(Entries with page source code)
____
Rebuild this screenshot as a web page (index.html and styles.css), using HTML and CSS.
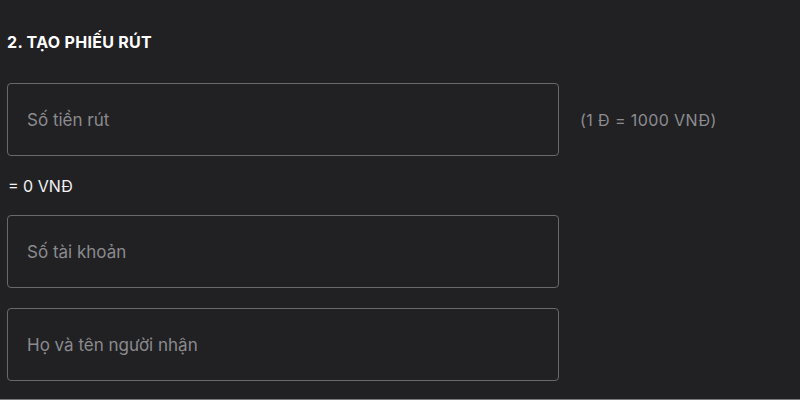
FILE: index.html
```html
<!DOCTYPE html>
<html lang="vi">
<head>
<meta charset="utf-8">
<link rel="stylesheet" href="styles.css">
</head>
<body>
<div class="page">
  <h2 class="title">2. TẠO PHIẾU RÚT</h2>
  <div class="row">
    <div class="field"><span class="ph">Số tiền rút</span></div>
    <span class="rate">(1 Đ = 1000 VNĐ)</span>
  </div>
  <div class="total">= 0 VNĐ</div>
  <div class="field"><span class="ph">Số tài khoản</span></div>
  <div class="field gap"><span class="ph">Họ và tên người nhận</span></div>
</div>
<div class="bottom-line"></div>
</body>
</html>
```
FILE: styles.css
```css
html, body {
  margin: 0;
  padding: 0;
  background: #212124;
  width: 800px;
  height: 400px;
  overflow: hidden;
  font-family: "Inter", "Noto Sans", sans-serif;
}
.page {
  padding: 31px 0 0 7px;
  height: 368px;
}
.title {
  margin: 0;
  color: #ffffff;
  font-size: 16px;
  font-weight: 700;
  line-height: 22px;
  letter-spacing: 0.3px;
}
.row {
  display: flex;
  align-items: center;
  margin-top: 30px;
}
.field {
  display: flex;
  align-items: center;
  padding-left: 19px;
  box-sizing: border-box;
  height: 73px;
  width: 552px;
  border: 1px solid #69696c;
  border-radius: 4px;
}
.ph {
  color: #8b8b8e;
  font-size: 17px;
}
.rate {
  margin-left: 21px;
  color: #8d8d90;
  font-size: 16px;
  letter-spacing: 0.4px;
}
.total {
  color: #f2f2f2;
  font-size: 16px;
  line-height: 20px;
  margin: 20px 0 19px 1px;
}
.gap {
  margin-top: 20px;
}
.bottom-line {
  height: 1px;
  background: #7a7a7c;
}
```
____
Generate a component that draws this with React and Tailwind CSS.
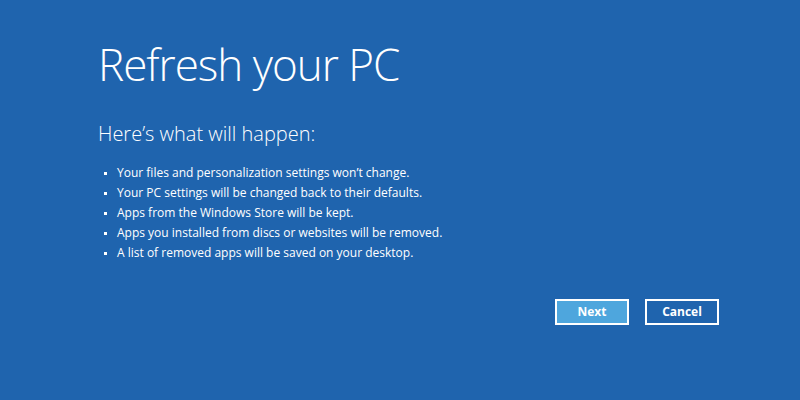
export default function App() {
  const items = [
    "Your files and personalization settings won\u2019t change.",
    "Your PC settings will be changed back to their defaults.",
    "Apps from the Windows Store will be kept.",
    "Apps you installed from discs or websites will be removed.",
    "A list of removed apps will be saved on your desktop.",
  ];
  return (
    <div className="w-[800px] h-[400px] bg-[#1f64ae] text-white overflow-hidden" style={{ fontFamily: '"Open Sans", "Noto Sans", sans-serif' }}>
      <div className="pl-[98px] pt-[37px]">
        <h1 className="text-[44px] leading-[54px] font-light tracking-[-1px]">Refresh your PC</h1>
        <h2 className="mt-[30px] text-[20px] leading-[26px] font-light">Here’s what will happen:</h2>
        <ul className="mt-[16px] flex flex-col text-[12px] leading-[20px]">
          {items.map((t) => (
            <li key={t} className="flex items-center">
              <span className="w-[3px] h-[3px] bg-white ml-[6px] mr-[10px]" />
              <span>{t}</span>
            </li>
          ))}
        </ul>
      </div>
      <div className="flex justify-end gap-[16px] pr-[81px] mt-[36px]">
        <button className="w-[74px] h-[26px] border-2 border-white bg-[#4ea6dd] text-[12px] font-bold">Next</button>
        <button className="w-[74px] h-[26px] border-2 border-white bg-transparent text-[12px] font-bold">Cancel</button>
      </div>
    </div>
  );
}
____
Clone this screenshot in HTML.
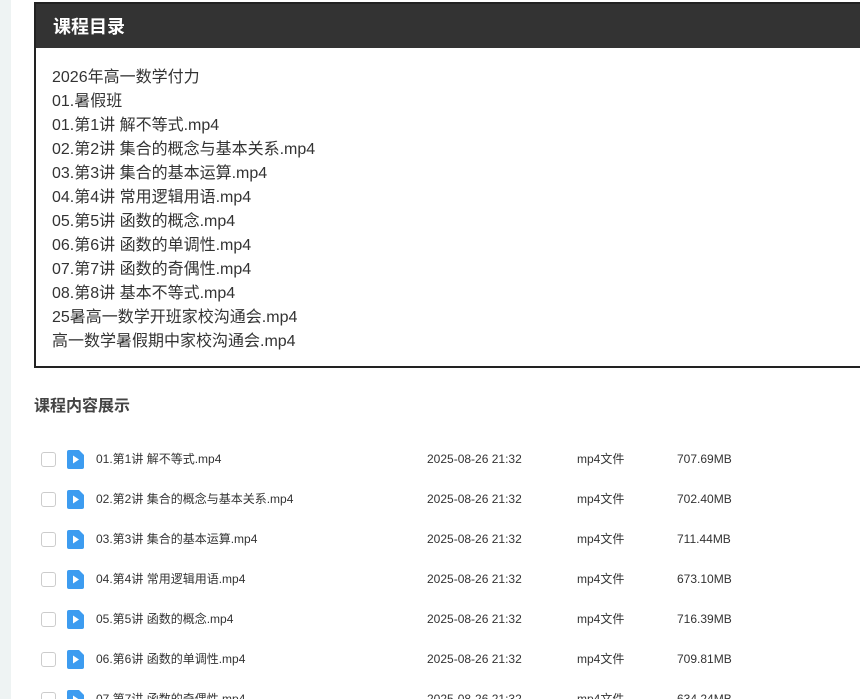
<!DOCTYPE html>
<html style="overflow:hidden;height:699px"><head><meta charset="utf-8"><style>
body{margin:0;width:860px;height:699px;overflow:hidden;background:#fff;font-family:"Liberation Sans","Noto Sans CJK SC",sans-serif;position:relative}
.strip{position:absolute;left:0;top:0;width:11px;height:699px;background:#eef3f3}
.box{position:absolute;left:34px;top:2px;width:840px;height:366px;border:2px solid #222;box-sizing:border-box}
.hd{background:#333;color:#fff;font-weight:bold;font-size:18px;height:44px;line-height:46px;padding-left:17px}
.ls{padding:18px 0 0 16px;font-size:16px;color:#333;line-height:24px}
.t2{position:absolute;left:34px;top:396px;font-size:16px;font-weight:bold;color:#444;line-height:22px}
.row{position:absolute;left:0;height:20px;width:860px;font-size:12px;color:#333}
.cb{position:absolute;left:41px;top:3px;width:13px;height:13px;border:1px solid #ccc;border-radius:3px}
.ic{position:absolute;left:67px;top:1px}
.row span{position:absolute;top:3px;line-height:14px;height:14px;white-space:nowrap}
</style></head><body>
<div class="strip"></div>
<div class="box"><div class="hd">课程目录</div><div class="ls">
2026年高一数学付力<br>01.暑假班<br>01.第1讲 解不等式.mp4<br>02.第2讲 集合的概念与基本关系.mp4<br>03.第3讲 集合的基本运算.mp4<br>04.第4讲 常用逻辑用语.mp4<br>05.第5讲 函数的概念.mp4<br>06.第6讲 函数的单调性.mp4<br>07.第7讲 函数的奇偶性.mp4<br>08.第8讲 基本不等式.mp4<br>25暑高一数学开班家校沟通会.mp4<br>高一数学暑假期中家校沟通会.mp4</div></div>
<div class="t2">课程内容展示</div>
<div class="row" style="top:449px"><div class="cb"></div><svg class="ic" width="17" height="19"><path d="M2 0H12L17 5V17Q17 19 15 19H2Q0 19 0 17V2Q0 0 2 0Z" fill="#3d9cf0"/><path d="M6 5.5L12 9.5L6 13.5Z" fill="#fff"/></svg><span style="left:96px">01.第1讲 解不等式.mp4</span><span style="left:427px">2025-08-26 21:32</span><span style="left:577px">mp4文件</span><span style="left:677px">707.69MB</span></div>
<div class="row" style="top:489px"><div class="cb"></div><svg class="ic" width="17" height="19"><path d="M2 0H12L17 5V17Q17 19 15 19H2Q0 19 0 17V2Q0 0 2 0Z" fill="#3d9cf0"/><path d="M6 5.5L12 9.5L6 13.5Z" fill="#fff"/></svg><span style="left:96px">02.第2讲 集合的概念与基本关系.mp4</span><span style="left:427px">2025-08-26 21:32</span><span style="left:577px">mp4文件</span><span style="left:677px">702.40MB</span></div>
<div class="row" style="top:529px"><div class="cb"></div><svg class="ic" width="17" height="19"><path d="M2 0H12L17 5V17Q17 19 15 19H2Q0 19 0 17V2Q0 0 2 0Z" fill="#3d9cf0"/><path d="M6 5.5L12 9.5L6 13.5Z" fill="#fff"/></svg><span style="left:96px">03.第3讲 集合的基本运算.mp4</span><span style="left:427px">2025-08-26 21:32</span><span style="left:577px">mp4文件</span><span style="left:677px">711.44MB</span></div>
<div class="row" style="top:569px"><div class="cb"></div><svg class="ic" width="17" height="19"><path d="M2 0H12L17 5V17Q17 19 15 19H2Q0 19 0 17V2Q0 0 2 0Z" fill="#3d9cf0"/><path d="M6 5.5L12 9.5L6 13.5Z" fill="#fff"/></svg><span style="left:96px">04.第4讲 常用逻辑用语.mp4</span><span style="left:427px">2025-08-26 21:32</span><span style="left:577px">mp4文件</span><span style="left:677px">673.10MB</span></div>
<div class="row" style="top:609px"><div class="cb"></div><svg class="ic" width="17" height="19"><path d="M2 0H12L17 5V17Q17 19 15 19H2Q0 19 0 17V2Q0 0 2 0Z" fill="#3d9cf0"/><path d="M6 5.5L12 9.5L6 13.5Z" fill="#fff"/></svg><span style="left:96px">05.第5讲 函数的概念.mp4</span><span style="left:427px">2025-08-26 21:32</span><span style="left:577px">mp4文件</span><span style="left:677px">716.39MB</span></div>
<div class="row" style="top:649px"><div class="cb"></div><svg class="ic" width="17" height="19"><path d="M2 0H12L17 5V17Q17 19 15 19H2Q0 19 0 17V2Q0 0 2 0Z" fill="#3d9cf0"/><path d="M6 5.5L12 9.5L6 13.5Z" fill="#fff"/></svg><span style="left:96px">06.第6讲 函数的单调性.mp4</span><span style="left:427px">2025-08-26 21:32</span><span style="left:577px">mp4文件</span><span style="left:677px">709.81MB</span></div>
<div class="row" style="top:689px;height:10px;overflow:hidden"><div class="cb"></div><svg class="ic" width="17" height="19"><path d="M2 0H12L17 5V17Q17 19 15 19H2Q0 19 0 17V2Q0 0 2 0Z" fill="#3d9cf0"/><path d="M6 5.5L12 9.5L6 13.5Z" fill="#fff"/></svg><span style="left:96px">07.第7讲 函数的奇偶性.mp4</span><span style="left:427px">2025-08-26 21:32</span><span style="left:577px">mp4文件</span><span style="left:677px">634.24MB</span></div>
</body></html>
____
__Request__:
Count the lines of the data that include the string "index", and give only that number.

__Task answer__:
2